◆ **Exercise brief**
Without the pictures, repeat the listing character for character.

--- BEGIN ---

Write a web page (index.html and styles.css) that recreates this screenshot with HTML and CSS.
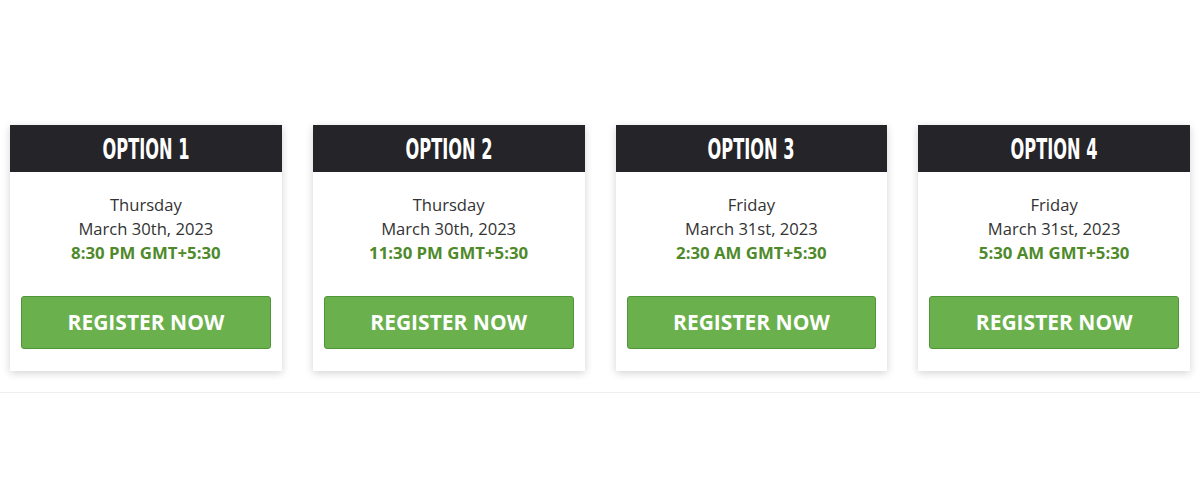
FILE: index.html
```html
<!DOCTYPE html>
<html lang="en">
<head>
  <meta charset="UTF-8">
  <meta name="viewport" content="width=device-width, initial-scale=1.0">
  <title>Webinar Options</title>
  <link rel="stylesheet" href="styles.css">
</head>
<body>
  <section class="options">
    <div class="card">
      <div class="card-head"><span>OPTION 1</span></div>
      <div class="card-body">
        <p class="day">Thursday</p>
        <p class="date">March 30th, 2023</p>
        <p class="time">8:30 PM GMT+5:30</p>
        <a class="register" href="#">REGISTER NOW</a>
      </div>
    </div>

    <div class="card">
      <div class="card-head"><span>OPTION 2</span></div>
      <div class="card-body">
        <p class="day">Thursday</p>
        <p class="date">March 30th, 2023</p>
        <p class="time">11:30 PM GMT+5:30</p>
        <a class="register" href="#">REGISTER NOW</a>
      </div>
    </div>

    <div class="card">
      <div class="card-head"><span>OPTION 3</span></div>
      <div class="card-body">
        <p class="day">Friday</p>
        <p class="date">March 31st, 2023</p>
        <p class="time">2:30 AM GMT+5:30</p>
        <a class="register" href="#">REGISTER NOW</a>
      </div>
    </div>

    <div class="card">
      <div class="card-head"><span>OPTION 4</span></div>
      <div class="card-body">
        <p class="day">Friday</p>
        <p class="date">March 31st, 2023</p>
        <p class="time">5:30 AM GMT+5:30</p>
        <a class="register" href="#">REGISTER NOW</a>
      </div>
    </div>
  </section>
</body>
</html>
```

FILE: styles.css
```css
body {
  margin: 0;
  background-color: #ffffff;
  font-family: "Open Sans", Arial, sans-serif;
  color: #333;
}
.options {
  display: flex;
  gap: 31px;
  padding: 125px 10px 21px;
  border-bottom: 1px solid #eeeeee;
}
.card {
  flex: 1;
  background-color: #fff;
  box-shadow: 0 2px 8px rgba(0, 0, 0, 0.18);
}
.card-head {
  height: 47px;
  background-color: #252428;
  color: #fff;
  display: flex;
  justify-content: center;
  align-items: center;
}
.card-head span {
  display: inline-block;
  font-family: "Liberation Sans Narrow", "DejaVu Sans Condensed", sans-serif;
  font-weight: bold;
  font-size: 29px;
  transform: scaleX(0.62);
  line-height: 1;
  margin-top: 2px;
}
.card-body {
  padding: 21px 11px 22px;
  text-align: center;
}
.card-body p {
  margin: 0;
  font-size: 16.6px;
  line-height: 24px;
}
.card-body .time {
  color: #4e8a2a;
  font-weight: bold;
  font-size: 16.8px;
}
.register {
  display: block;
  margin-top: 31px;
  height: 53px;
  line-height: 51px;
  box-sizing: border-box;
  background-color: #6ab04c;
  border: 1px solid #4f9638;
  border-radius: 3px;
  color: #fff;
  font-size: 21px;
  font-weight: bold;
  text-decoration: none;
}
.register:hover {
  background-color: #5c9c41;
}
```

--- END ---

◆ **Finished answer**
Write a web page (index.html and styles.css) that recreates this screenshot with HTML and CSS.
FILE: index.html
```html
<!DOCTYPE html>
<html lang="en">
<head>
  <meta charset="UTF-8">
  <meta name="viewport" content="width=device-width, initial-scale=1.0">
  <title>Webinar Options</title>
  <link rel="stylesheet" href="styles.css">
</head>
<body>
  <section class="options">
    <div class="card">
      <div class="card-head"><span>OPTION 1</span></div>
      <div class="card-body">
        <p class="day">Thursday</p>
        <p class="date">March 30th, 2023</p>
        <p class="time">8:30 PM GMT+5:30</p>
        <a class="register" href="#">REGISTER NOW</a>
      </div>
    </div>

    <div class="card">
      <div class="card-head"><span>OPTION 2</span></div>
      <div class="card-body">
        <p class="day">Thursday</p>
        <p class="date">March 30th, 2023</p>
        <p class="time">11:30 PM GMT+5:30</p>
        <a class="register" href="#">REGISTER NOW</a>
      </div>
    </div>

    <div class="card">
      <div class="card-head"><span>OPTION 3</span></div>
      <div class="card-body">
        <p class="day">Friday</p>
        <p class="date">March 31st, 2023</p>
        <p class="time">2:30 AM GMT+5:30</p>
        <a class="register" href="#">REGISTER NOW</a>
      </div>
    </div>

    <div class="card">
      <div class="card-head"><span>OPTION 4</span></div>
      <div class="card-body">
        <p class="day">Friday</p>
        <p class="date">March 31st, 2023</p>
        <p class="time">5:30 AM GMT+5:30</p>
        <a class="register" href="#">REGISTER NOW</a>
      </div>
    </div>
  </section>
</body>
</html>
```

FILE: styles.css
```css
body {
  margin: 0;
  background-color: #ffffff;
  font-family: "Open Sans", Arial, sans-serif;
  color: #333;
}
.options {
  display: flex;
  gap: 31px;
  padding: 125px 10px 21px;
  border-bottom: 1px solid #eeeeee;
}
.card {
  flex: 1;
  background-color: #fff;
  box-shadow: 0 2px 8px rgba(0, 0, 0, 0.18);
}
.card-head {
  height: 47px;
  background-color: #252428;
  color: #fff;
  display: flex;
  justify-content: center;
  align-items: center;
}
.card-head span {
  display: inline-block;
  font-family: "Liberation Sans Narrow", "DejaVu Sans Condensed", sans-serif;
  font-weight: bold;
  font-size: 29px;
  transform: scaleX(0.62);
  line-height: 1;
  margin-top: 2px;
}
.card-body {
  padding: 21px 11px 22px;
  text-align: center;
}
.card-body p {
  margin: 0;
  font-size: 16.6px;
  line-height: 24px;
}
.card-body .time {
  color: #4e8a2a;
  font-weight: bold;
  font-size: 16.8px;
}
.register {
  display: block;
  margin-top: 31px;
  height: 53px;
  line-height: 51px;
  box-sizing: border-box;
  background-color: #6ab04c;
  border: 1px solid #4f9638;
  border-radius: 3px;
  color: #fff;
  font-size: 21px;
  font-weight: bold;
  text-decoration: none;
}
.register:hover {
  background-color: #5c9c41;
}
```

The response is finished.